An $85-billion-a-year business, the student loan industry is an extremely profitable enterprise, said Carpenter, pointing as an example to the recent $25 billion sale of Sallie Mae to JP Morgan, Bank of American and two private funds buyers.

But profitability aside, lenders are going to have to learn how to revamp their processes to fit the current push for greater clarity, said Carpenter.

“With the attorney general going after colleges, the lenders and the schools are going to have to work within a different environment, one that is more transparent than it has been,” said Carpenter. “I think we are just seeing the tip of the iceberg here and that there is much more corruption out there in this area.”

Wightman agrees that, as a result of the probe, lenders and colleges will have to change the way they do business.
“I think in this day and age, where there is such a significant concern regarding transparency, if these relationships are not disclosed, it raises questions and creates a shadow of a doubt regarding a possible conflict of interest,” said Wightman. “If this makes the process more transparent, then that’s wonderful, but if it ends up costing students more money, then that is a real shame.”

Borrowers: Shop Around

As far as advice for college-bound students and their families, Carpenter recommends being assertive and informed about the borrowing process.

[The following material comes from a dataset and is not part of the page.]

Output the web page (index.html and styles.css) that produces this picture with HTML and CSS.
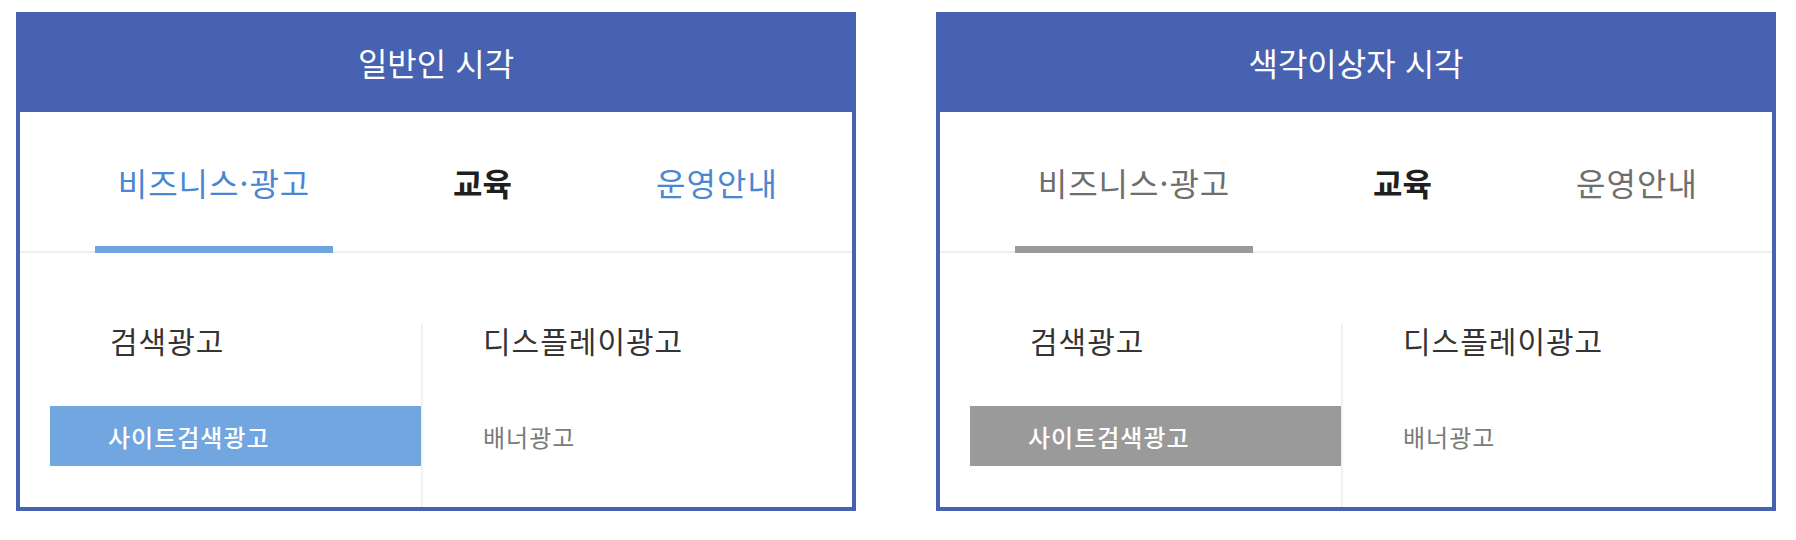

“I advocate that students and their parents not be shy and ask the financial aid office directly what the benefits are of using a lender on a [preferred lender] list and even what benefits the college receives from the lender for being on the list,” said Carpenter. “The most important thing we can walk away with is this: When it comes right down to it, it’s not the school borrowing the money, the students and their families are, and they’re going to be the ones who have to pay it back after graduation.”